Effective evaluation and monitoring requires ongoing communication between the Rehabilitation Coordinator and the rehabilitation service provider, as well as input from other key players.

The evaluation process starts at the referral stage, with a clear and concise written referral (SF4) and where necessary, making contact early and directly with the rehabilitation service provider to ensure they are able to provide the necessary services.  All critical timeframes and provider reporting requirements are outlined in the DVA Rehabilitation Reporting Documents Instruction Guide (see TRIM Ref. 0744335E) contained in the Standard Forms in Defcare.

Regular and thorough communication should continue throughout the rehabilitation process, until the closure report is submitted and the case can be closed.

Close scrutiny is required where rehabilitation service providers are not undertaking or completing activities they were specifically engaged to do, where they are taking on a client advocacy role or running over time and/or over budget.  The Rehabilitation Coordinator should:

  • keep detailed written notes of any instances as identified;
  • telephone the rehabilitation service provider, in the first incidence to discuss the issue;
  • document the contact and any outcomes reached;
  • confirm achieved outcomes reached in writing to the rehabilitation service provider.  A copy of this letter is to be placed in the client's file and recorded on their Defcare case; and
  • the Rehabilitation Coordinator is to continue to monitor and evaluate the rehabilitation service provider to assess improvement in their service delivery and compliance with the Key Performance Indicators.

Where this fails to resolve the issue the Rehabilitation Coordinator is to:

  • meet with the rehabilitation service provider and or their agency manager to fully discuss the issue and explain the consequences of continued service delivery issues. These consequences may include:
    • no future referrals;
    • delayed processing of current invoices until compliance with previous negotiated and agreed outcomes is reached; and/or
    • termination of services on a set date and the client transferred to a new rehabilitation service provider; and
  • document any meetings and its outcomes;
  • provide written summation of the meeting and the outcomes to the rehabilitation service provider which may include:
    • timeframes to meet outcomes; and/or
    • when invoice processing can resume; or
    • the date upon which the rehabilitation service provider's services are to terminate.

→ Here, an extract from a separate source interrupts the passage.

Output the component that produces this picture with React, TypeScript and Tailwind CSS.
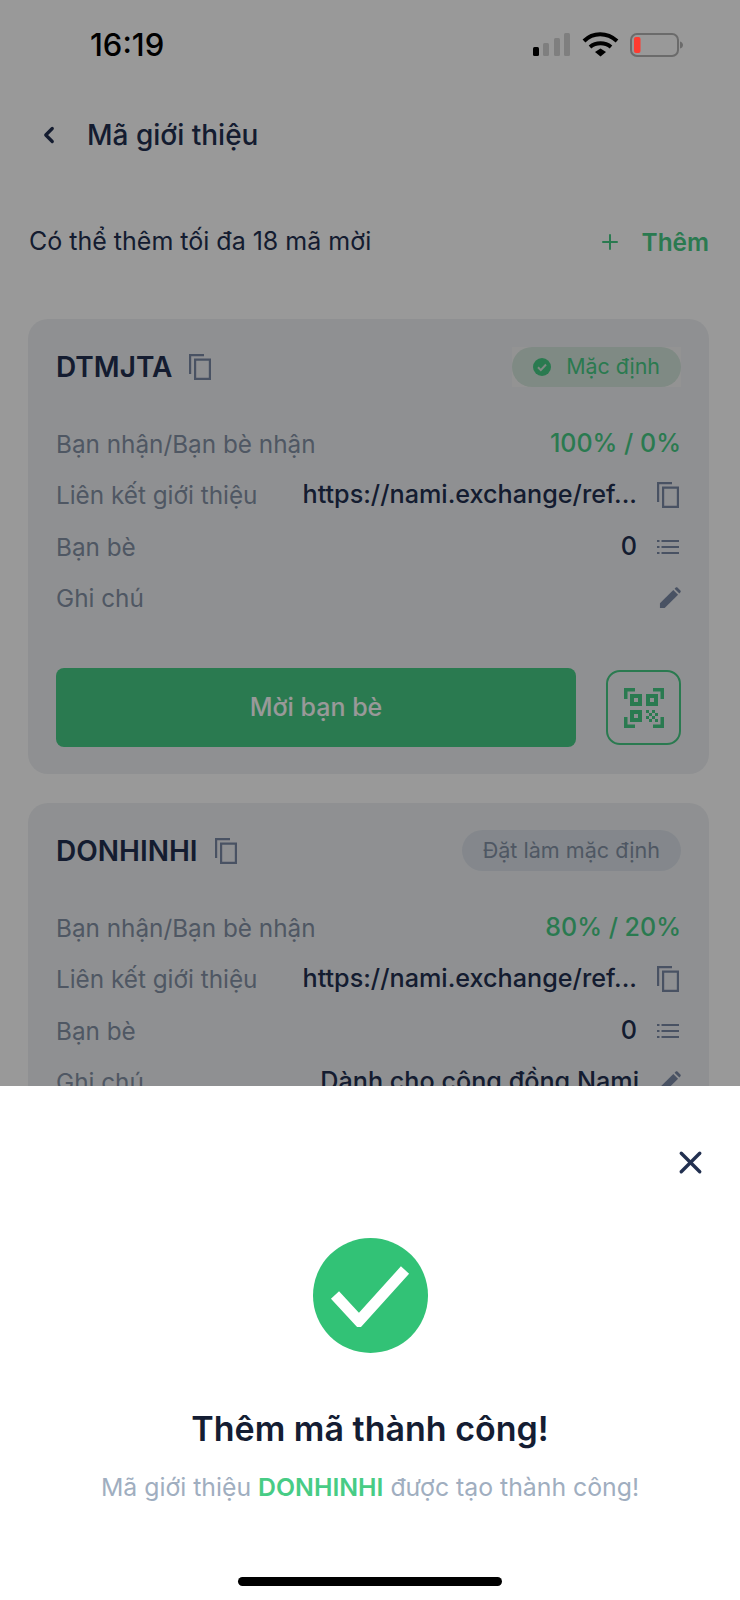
import { ChevronLeft, Plus, X } from "lucide-react";

const FONT = { fontFamily: "Inter, 'Noto Sans', sans-serif" };

function CopyIcon() {
  return (
    <svg viewBox="0 0 22 26" className="w-[22px] h-[26px]" fill="#7b89a6">
      <path d="M0 0h15v2.200H2.200V20H0z" />
      <path d="M5 4.500h17V26H5zm2.200 2.200v17.100h12.600V6.700z" fillRule="evenodd" />
    </svg>
  );
}

function ListIcon() {
  return (
    <svg viewBox="0 0 22 16" className="w-[22px] h-[16px]" fill="#7b89a6">
      <rect x="0" y="1" width="2.500" height="2" />
      <rect x="4.500" y="1" width="17.500" height="2" />
      <rect x="0" y="7" width="2.500" height="2" />
      <rect x="4.500" y="7" width="17.500" height="2" />
      <rect x="0" y="13" width="2.500" height="2" />
      <rect x="4.500" y="13" width="17.500" height="2" />
    </svg>
  );
}

function EditIcon() {
  return (
    <svg viewBox="0 0 24 24" className="w-[22px] h-[22px]" fill="#7b89a6">
      <path d="M1 23v-5.200L15.600 3.200l5.200 5.200L6.200 23z" />
      <path d="M17 1.800l1.300-1.200c.5-.5 1.300-.5 1.800 0l3.300 3.300c.5.5.5 1.300 0 1.800L22.200 7z" />
    </svg>
  );
}

function QrIcon() {
  return (
    <svg viewBox="0 0 40 40" className="w-[40px] h-[40px]" fill="#47cc85">
      <path d="M0 0h11v3.500H3.500V11H0zM29 0h11v11h-3.500V3.500H29zM0 29h3.500v7.500H11V40H0zM36.500 29H40v11H29v-3.500h7.500z" />
      <path d="M6 6h12v12H6zm4 4v4h4v-4zM22 6h12v12H22zm4 4v4h4v-4zM6 22h12v12H6zm4 4v4h4v-4z" fillRule="evenodd" />
      <path d="M22 22h3v3h-3zM28 22h3v3h-3zM25 25h3v3h-3zM31 25h3v3h-3zM22 28h3v3h-3zM28 28h3v3h-3zM25 31h3v3h-3zM31 31h3v3h-3z" />
    </svg>
  );
}

function Row({ label, children }: { label: string; children: React.ReactNode }) {
  return (
    <div className="h-[51.500px] flex items-center justify-between">
      <span className="text-[24.300px] text-[#8492a6]">{label}</span>
      <div className="flex items-center gap-[20px]">{children}</div>
    </div>
  );
}

function Value({ children }: { children: React.ReactNode }) {
  return <span className="text-[25.200px] font-medium text-[#223050]">{children}</span>;
}

function CodeCard({
  code,
  rate,
  note,
  isDefault,
}: {
  code: string;
  rate: string;
  note?: string;
  isDefault?: boolean;
}) {
  return (
    <div className="bg-[#eff1f4] rounded-[20px] px-[28px] pt-[27px] pb-[27px]">
      <div className="h-[41px] flex items-center justify-between">
        <div className="flex items-center gap-[17px]">
          <span className="text-[28px] font-semibold text-[#223050]">{code}</span>
          <CopyIcon />
        </div>
        {isDefault ? (
          <div className="bg-[#f6f6f6]">
            <div className="h-[40px] bg-[#d4e6dc] rounded-full px-[21px] flex items-center gap-[15px]">
              <svg viewBox="0 0 18 18" className="w-[18px] h-[18px]">
                <circle cx="9" cy="9" r="9" fill="#47cc85" />
                <path d="M5 9.300l2.800 2.800L13 6.500" stroke="#d4e6dc" strokeWidth="2" fill="none" />
              </svg>
              <span className="text-[21.400px] text-[#47cc85]">Mặc định</span>
            </div>
          </div>
        ) : (
          <div className="h-[41px] bg-[#dce2ea] rounded-full px-[21px] flex items-center">
            <span className="text-[21.600px] text-[#8492a6]">Đặt làm mặc định</span>
          </div>
        )}
      </div>
      <div className="mt-[31px]">
        <Row label="Bạn nhận/Bạn bè nhận">
          <span className="text-[25px] font-medium text-[#47cc85]">{rate}</span>
        </Row>
        <Row label="Liên kết giới thiệu">
          <Value>https://nami.exchange/ref...</Value>
          <span className="mr-[2px]">
            <CopyIcon />
          </span>
        </Row>
        <Row label="Bạn bè">
          <Value>0</Value>
          <span className="mr-[2px]">
            <ListIcon />
          </span>
        </Row>
        <Row label="Ghi chú">
          {note && <Value>{note}</Value>}
          <EditIcon />
        </Row>
      </div>
      <div className="mt-[44px] flex items-center justify-between">
        <button className="w-[520px] h-[79px] bg-[#47cc85] rounded-[8px] text-white text-[25px] font-medium">
          Mời bạn bè
        </button>
        <button className="w-[75px] h-[75px] border-2 border-[#47cc85] rounded-[14px] flex items-center justify-center">
          <QrIcon />
        </button>
      </div>
    </div>
  );
}

export default function App() {
  return (
    <div className="relative w-[740px] h-[1600px] overflow-hidden bg-white" style={FONT}>
      {/* trang phía sau */}
      <div className="h-[88px]" />
      <div className="h-[94px] flex items-center pl-[36px] gap-[25px]">
        <ChevronLeft className="w-[26px] h-[26px] text-[#223050]" strokeWidth={3} />
        <span className="text-[28px] font-medium text-[#223050]">Mã giới thiệu</span>
      </div>
      <div className="mt-[24px] h-[72px] flex items-center justify-between pl-[29px] pr-[31px]">
        <span className="text-[25px] text-[#223050]">Có thể thêm tối đa 18 mã mời</span>
        <div className="flex items-center gap-[20px]">
          <Plus className="w-[24px] h-[24px] text-[#47cc85]" strokeWidth={2} />
          <span className="text-[24.400px] font-semibold text-[#47cc85]">Thêm</span>
        </div>
      </div>
      <div className="mt-[41px] ml-[28px] mr-[31px] flex flex-col gap-[29px]">
        <CodeCard code="DTMJTA" rate="100% / 0%" isDefault />
        <CodeCard code="DONHINHI" rate="80% / 20%" note="Dành cho cộng đồng Nami" />
      </div>

      {/* lớp phủ */}
      <div className="absolute inset-0 bg-black/40" />

      {/* thanh trạng thái */}
      <div className="absolute top-0 left-0 right-0 h-[88px] flex items-center justify-between pl-[90px] pr-[56px]">
        <span className="text-[31px] font-medium text-black leading-none">16:19</span>
        <svg viewBox="0 0 151 25" className="w-[151px] h-[25px]">
          <rect x="0" y="15" width="6" height="9" rx="1.500" fill="#000" />
          <rect x="10" y="11" width="6" height="13" rx="1.500" fill="#7f7f7f" />
          <rect x="21" y="6" width="6" height="18" rx="1.500" fill="#7f7f7f" />
          <rect x="31" y="1" width="6" height="23" rx="1.500" fill="#7f7f7f" />
          <path d="M51 9c9-9 23-9 33 0" stroke="#000" strokeWidth="4" fill="none" />
          <path d="M57 15c6-5 15-5 21 0" stroke="#000" strokeWidth="4" fill="none" />
          <path d="M62 20l5.500-3.500L73 20l-5.500 4.500z" fill="#000" />
          <rect x="98" y="2" width="47" height="22" rx="6" fill="none" stroke="#6b6b6b" strokeWidth="2" />
          <rect x="101" y="5" width="6.500" height="16" rx="2" fill="#ff3b30" />
          <path d="M147 9.500c2 .5 3 2 3 3.500s-1 3-3 3.500z" fill="#6b6b6b" />
        </svg>
      </div>

      {/* bottom sheet */}
      <div className="absolute left-0 right-0 bottom-0 h-[514px] bg-white flex flex-col items-center">
        <div className="self-stretch flex justify-end pr-[31px] pt-[58px]">
          <X className="w-[37px] h-[37px] text-[#223050]" strokeWidth={2.200} />
        </div>
        <div className="mt-[57px] w-[115px] h-[115px] rounded-full bg-[#32c276] flex items-center justify-center">
          <svg viewBox="0 0 80 62" className="w-[80px] h-[62px]">
            <path d="M5 30l24 26L75 5" stroke="#fff" strokeWidth="11" fill="none" />
          </svg>
        </div>
        <div className="mt-[56px] text-[34px] leading-[40px] font-semibold text-[#141d33]">Thêm mã thành công!</div>
        <div className="mt-[23px] text-[24.800px] leading-[30px] text-[#a0aec0]">
          Mã giới thiệu <span className="font-semibold text-[#47cc85]">DONHINHI</span> được tạo thành công!
        </div>
        <div className="absolute left-[238px] bottom-[14px] w-[264px] h-[9px] rounded-full bg-black" />
      </div>
    </div>
  );
}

Client considerations are paramount when it is considered that a rehabilitation provider's service should be terminated. The client is to be informed as early in the process as practicable of the possible issues and outcomes. This communication in the first instance can be by telephone contact and then followed up in writing detailing any changes that may be required to continue their rehabilitation program, or the necessity to appoint a new rehabilitation service provider.

When a client complains about a rehabilitation service provider's performance this must be investigated thoroughly. The Rehabilitation Coordinator must discuss the issues with the rehabilitation service provider and assess the client/rehabilitation service provider working relationship. A discussion should ensue with all parties in order to rectify the matter. Where this is not possible, the Rehabilitation Coordinator is to arrange the transfer of the client to another rehabilitation service provider. However, this should be a last resort and only used when the working relationship between client and rehabilitation service provider has broken down irretrievably and no positive rehabilitation gains are envisaged.